Palmira, yani hurma ülkesi... Eski adıyla Tedmür. Mezopotamya’dan Çin’e uzanan ticaret yolunun en önemli duraklarından birisi... Hz. Süleyman tarafından kurulduğuna dair rivayetler var. Hatta Sebe Melikesi Belkıs’ın, Hz. Süleyman’ı Tedmür’de ziyaret ettiği ve mezarının da burada bulunduğu bilgileri yer alıyor tarihi kaynaklarda.

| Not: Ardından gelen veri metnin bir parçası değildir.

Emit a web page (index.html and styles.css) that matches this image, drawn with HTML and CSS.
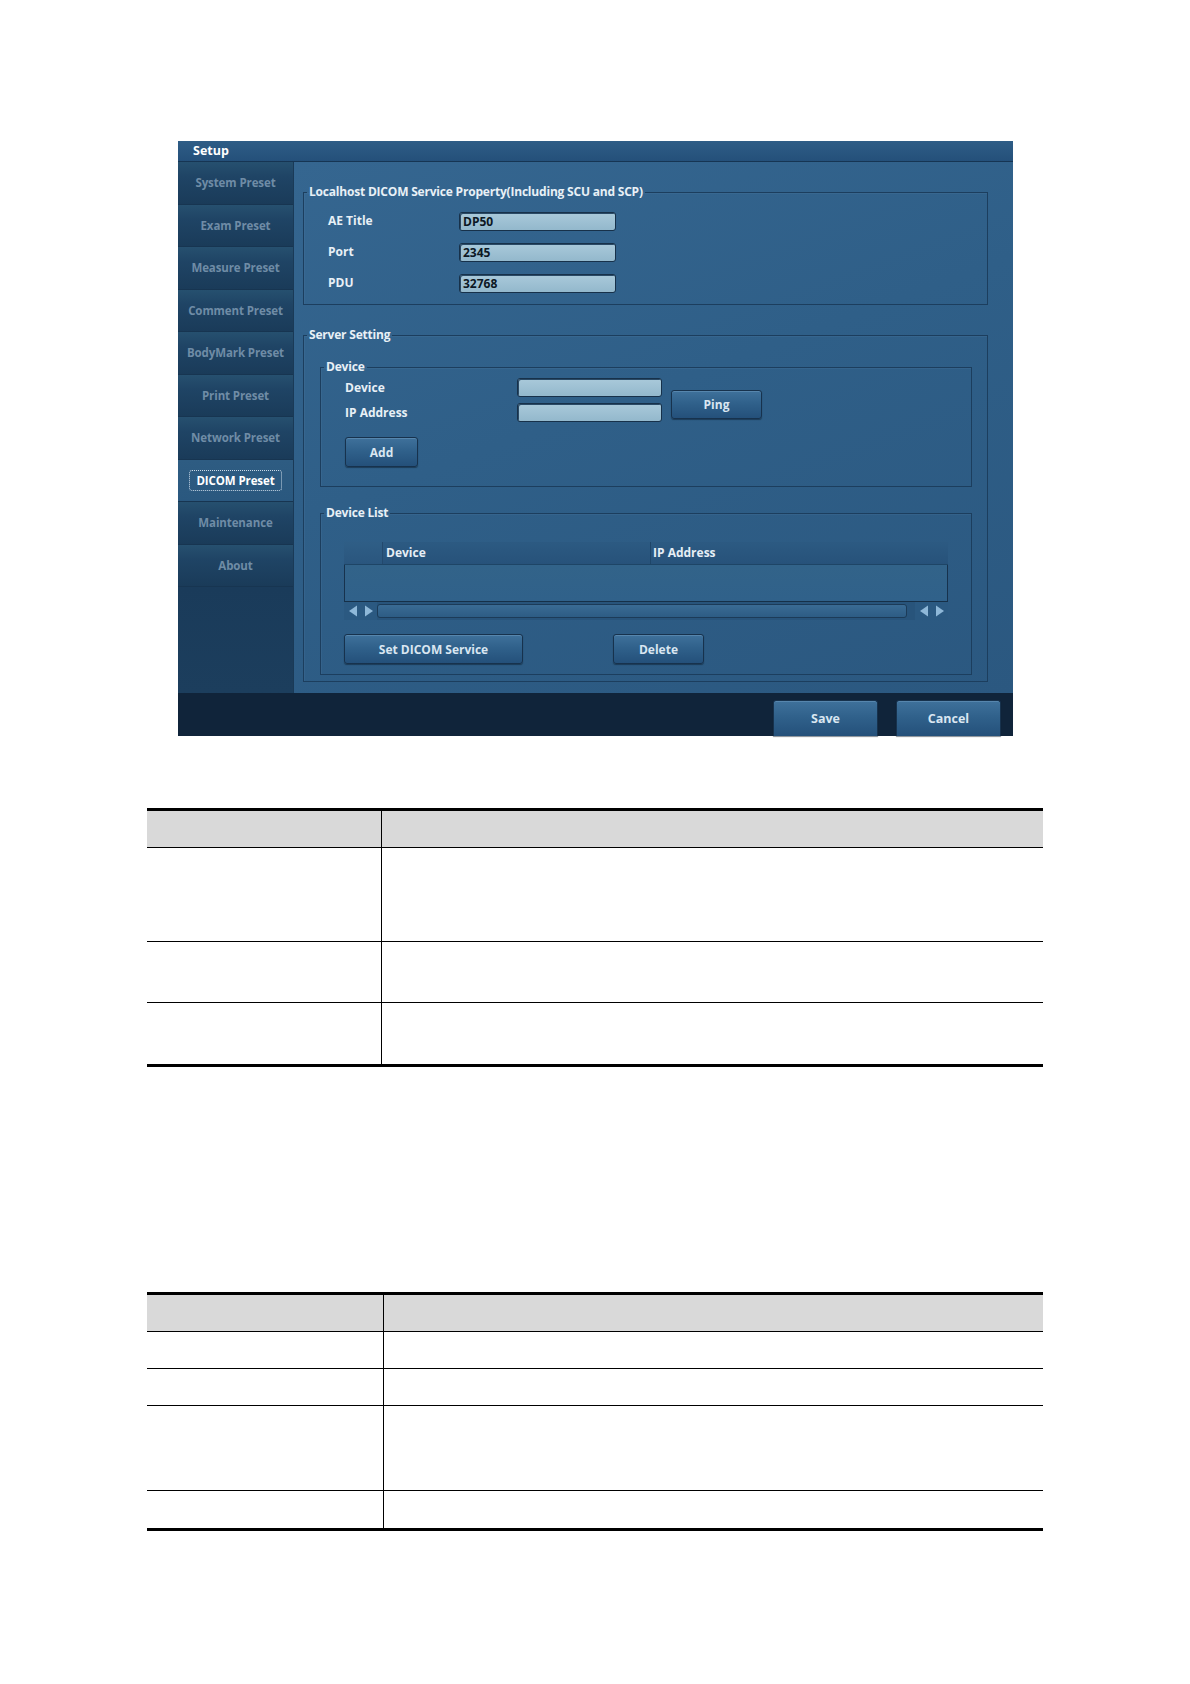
FILE: index.html
```html
<!DOCTYPE html>
<html>
<head>
<meta charset="utf-8">
<title>Setup - DICOM Preset</title>
<link rel="stylesheet" href="styles.css">
</head>
<body>
<div class="panel">
  <div class="titlebar">Setup</div>
  <div class="main">
    <nav class="sidebar">
      <div class="nav-item">System Preset</div>
      <div class="nav-item">Exam Preset</div>
      <div class="nav-item">Measure Preset</div>
      <div class="nav-item">Comment Preset</div>
      <div class="nav-item">BodyMark Preset</div>
      <div class="nav-item">Print Preset</div>
      <div class="nav-item">Network Preset</div>
      <div class="nav-item active"><span class="focus">DICOM Preset</span></div>
      <div class="nav-item">Maintenance</div>
      <div class="nav-item">About</div>
    </nav>
    <div class="content">
      <fieldset class="group g-local">
        <legend>Localhost DICOM Service Property(Including SCU and SCP)</legend>
        <div class="prop-row"><span class="lbl">AE Title</span><span class="field f-local">DP50</span></div>
        <div class="prop-row"><span class="lbl">Port</span><span class="field f-local">2345</span></div>
        <div class="prop-row"><span class="lbl">PDU</span><span class="field f-local">32768</span></div>
      </fieldset>

      <fieldset class="group g-server">
        <legend>Server Setting</legend>
        <fieldset class="group g-device">
          <legend>Device</legend>
          <div class="dev-grid">
            <span class="lbl">Device</span><span class="field f-dev"></span>
            <span class="lbl">IP Address</span><span class="field f-dev"></span>
            <button class="btn b-ping">Ping</button>
          </div>
          <button class="btn b-add">Add</button>
        </fieldset>

        <fieldset class="group g-list">
          <legend>Device List</legend>
          <div class="dlist">
            <div class="dl-head">
              <span class="dh-idx"></span>
              <span class="dh-dev">Device</span>
              <span class="dh-ip">IP Address</span>
            </div>
            <div class="dl-body"></div>
            <div class="dl-scroll">
              <span class="arrows"><svg width="26" height="12" viewBox="0 0 26 12"><path d="M1 6 L9 0.5 L9 11.5 Z" fill="#8fb8d8"/><path d="M25 6 L17 0.5 L17 11.5 Z" fill="#8fb8d8"/></svg></span>
              <span class="track"></span>
              <span class="arrows"><svg width="26" height="12" viewBox="0 0 26 12"><path d="M1 6 L9 0.5 L9 11.5 Z" fill="#8fb8d8"/><path d="M25 6 L17 0.5 L17 11.5 Z" fill="#8fb8d8"/></svg></span>
            </div>
          </div>
          <div class="list-actions">
            <button class="btn b-set">Set DICOM Service</button>
            <button class="btn b-del">Delete</button>
          </div>
        </fieldset>
      </fieldset>
    </div>
  </div>
  <div class="footer">
    <button class="btn b-foot">Save</button>
    <button class="btn b-foot">Cancel</button>
  </div>
</div>

<table class="doc t1">
  <tr class="hd"><th class="c1"></th><th></th></tr>
  <tr class="r93"><td></td><td></td></tr>
  <tr class="r60"><td></td><td></td></tr>
  <tr class="r61"><td></td><td></td></tr>
</table>

<table class="doc t2">
  <tr class="hd"><th class="c1"></th><th></th></tr>
  <tr class="r36"><td></td><td></td></tr>
  <tr class="r36"><td></td><td></td></tr>
  <tr class="r84"><td></td><td></td></tr>
  <tr class="r37"><td></td><td></td></tr>
</table>
</body>
</html>
```

FILE: styles.css
```css
html, body {
  margin: 0;
  padding: 0;
  background: #ffffff;
}
body {
  font-family: "Open Sans", "Liberation Sans", sans-serif;
  padding-top: 141px;
  padding-bottom: 40px;
}

/* ---------- Setup panel ---------- */
.panel {
  margin-left: 178px;
  width: 835px;
  height: 595px;
  display: flex;
  flex-direction: column;
  background: #2d5c84;
}
.titlebar {
  height: 20px;
  border-bottom: 1px solid #163553;
  background: linear-gradient(#2e5d86, #24507a);
  color: #ffffff;
  font-weight: 700;
  font-size: 12.5px;
  line-height: 20px;
  padding-left: 15px;
}
.main {
  display: flex;
  height: 531px;
}
.sidebar {
  width: 115px;
  border-right: 1px solid #1a3a57;
  background: linear-gradient(#1f4465, #1a3b5a 80%, #1c3e5d);
  display: flex;
  flex-direction: column;
}
.nav-item {
  height: 42.5px;
  box-sizing: border-box;
  display: flex;
  align-items: center;
  justify-content: center;
  color: #6f8ca6;
  font-weight: 700;
  font-size: 11.5px;
  letter-spacing: -0.1px;
  background: linear-gradient(#26506f 0%, #1f4465 35%, #1a3b59 100%);
  border-bottom: 1px solid #173551;
}
.nav-item.active {
  background: linear-gradient(#2e5c82, #2a587f);
  color: #ffffff;
}
.focus {
  border: 1px dotted #c8d8e6;
  border-radius: 3px;
  padding: 2px 6px;
}

.content {
  flex: 1;
  padding: 0 25px 0 9px;
  background: linear-gradient(160deg, #356690 0%, #2f5f88 45%, #2b5880 100%);
}

/* fieldsets */
.group {
  margin: 0;
  border: 1px solid #1c3e5e;
  box-shadow: inset 1px 1px 0 rgba(120,160,200,0.10);
  min-width: 0;
}
.group legend {
  color: #e8f0f6;
  font-weight: 700;
  font-size: 12px;
  line-height: 16px;
  padding: 0 2px;
  letter-spacing: -0.2px;
}
.g-local {
  margin-top: 22px;
  padding: 6px 0 5px 24px;
}
.g-local legend { margin-left: -21px; }
.prop-row {
  height: 31px;
  display: flex;
  align-items: center;
}
.lbl {
  color: #e8f0f6;
  font-weight: 700;
  font-size: 12px;
}
.g-local .lbl {
  width: 131px;
  margin-top: -2px;
}
.field {
  display: block;
  box-sizing: border-box;
  height: 19px;
  border: 1px solid #17314a;
  border-radius: 3px;
  background: linear-gradient(#a9c9da, #93b8cc);
  box-shadow: inset 1px 1px 0 #2a4a66;
  color: #0c1824;
  font-weight: 700;
  font-size: 12px;
  line-height: 17px;
  padding-left: 3px;
}
.f-local { width: 157px; }

.g-server {
  margin-top: 22px;
  padding: 16px 15px 6px 16px;
}
.g-server > legend { margin-left: -13px; }
.g-device {
  padding: 0 0 19px 24px;
}
.g-device legend { margin-left: -21px; }
.dev-grid {
  display: grid;
  grid-template-columns: 172px 145px auto;
  grid-template-rows: 25px 25px;
  align-items: center;
}
.dev-grid .lbl { grid-column: 1; }
.dev-grid .f-dev { grid-column: 2; width: 145px; }
.b-ping {
  grid-column: 3;
  grid-row: 1 / span 2;
  margin-left: 9px;
  width: 91px;
  height: 29px;
  margin-top: 8px;
}

.btn {
  box-sizing: border-box;
  border: 1px solid #17324d;
  border-radius: 3px;
  background: linear-gradient(#3f719b 0%, #30618b 45%, #24507a 100%);
  box-shadow: inset 0 1px 0 rgba(160,200,230,0.25), 0 1px 1px rgba(10,25,40,0.5);
  color: #d9e6f1;
  font-family: "Open Sans", "Liberation Sans", sans-serif;
  font-weight: 700;
  font-size: 12px;
  padding: 0;
  display: block;
}
.b-add {
  width: 73px;
  height: 30px;
  margin-top: 12px;
}

.g-list {
  margin-top: 18px;
  padding: 21px 23px 10px 23px;
}
.g-list legend { margin-left: -20px; }
.dlist { width: 604px; }
.dl-head {
  height: 22px;
  display: flex;
  background: linear-gradient(#2c5a82, #27527a);
  border-bottom: 1px solid #1e4566;
  color: #e6eef5;
  font-weight: 700;
  font-size: 12px;
  line-height: 22px;
}
.dh-idx {
  width: 38px;
  border-right: 1px solid #23496d;
  background: linear-gradient(#2f5e86, #2a567e);
}
.dh-dev {
  width: 264px;
  padding-left: 3px;
  border-right: 1px solid #1f4669;
}
.dh-ip { padding-left: 2px; }
.dl-body {
  height: 37px;
  box-sizing: border-box;
  border-left: 1px solid #17324d;
  border-right: 1px solid #17324d;
  border-bottom: 1px solid #163048;
  background: linear-gradient(#326389, #30618a);
}
.dl-scroll {
  height: 18px;
  display: flex;
  align-items: center;
  background: #28547b;
}
.arrows {
  width: 33px;
  height: 18px;
  display: flex;
  align-items: center;
  justify-content: center;
  background: #2b5981;
}
.track {
  flex: 1;
  height: 14px;
  box-sizing: border-box;
  border: 1px solid #1c3b58;
  border-radius: 3px;
  background: linear-gradient(#3a6b94, #2d5c84);
  margin-right: 8px;
}
.list-actions {
  display: flex;
  margin-top: 14px;
}
.b-set { width: 179px; height: 30px; }
.b-del { width: 91px; height: 30px; margin-left: 90px; }

.footer {
  height: 43px;
  background: #10243a;
  display: flex;
  justify-content: flex-end;
  align-items: flex-end;
  padding-right: 12px;
  gap: 18px;
}
.b-foot {
  width: 105px;
  height: 36px;
  border-radius: 3px 3px 0 0;
  border-bottom: none;
  font-size: 12.5px;
}

/* ---------- document tables ---------- */
.doc {
  margin-left: 147px;
  width: 896px;
  border-collapse: collapse;
  border-top: 3px solid #000;
  border-bottom: 3px solid #000;
}
.doc th, .doc td {
  padding: 0;
  border-top: 1px solid #000;
}
.doc th {
  background: #d9d9d9;
  height: 36px;
  border-top: none;
  border-bottom: 1px solid #000;
}
.doc .c1,
.doc td:first-child {
  border-right: 1px solid #000;
}
.t1 { margin-top: 72px; }
.t1 .c1 { width: 234px; }
.t2 { margin-top: 225px; }
.t2 .c1 { width: 236px; }
.r93 td { height: 93px; }
.r60 td { height: 60px; }
.r61 td { height: 61px; }
.r36 td { height: 36px; }
.r37 td { height: 37px; }
.r84 td { height: 84px; }
```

Tedmür, Roma ve Persler arasında mücadelelere sahne olan bir
kent. Daha sonra, Sasani ve Roma rekabetinden istifadeyle yerel bir
emirin kurduğu Tedmür Krallığı devri başlıyor kentte. Sonra Bizans,
sonra İslam fetihleri... Emeviler, Memlükler, Osmanlılar derken
Suriye sınırlarında bir kent olarak bugünlere kadar geliyor. Katman
katman tarih, katman katman kültür...
Fakat ne yazık ki, Eskiçağ’dan kalma harabeleri, binlerce
kitabesiyle Palmira, şimdi DAEŞ terörünün tehdidi altında... Çöle
hayat veren ticaret kervanlarından dolayı ‘çölün gelini’ olarak
adlandırılan şehirde şimdi ‘İslam’ adına, kıyım ve yıkım
yapılıyor.
Oysa Müslümanlar, tarih boyunca insanlığın kültürel mirasına böyle
bir muamelede bulunmadılar. Nitekim Palmira’nın bugünlere kalması,
Müslümanların yüzyıllardır bu mirasa dokunmadığını gösteriyor.
Zira İslam fetihlerinin, savaş hukukunun en önemli
prensiplerindendir mabetlere, ağaçlara zarar vermemek... Tarihi
eserler de, insanlığın birikimidir. Kur’an, geçmiş kavimlerin
izlerini bir ibret, bir ders aracı olarak görür.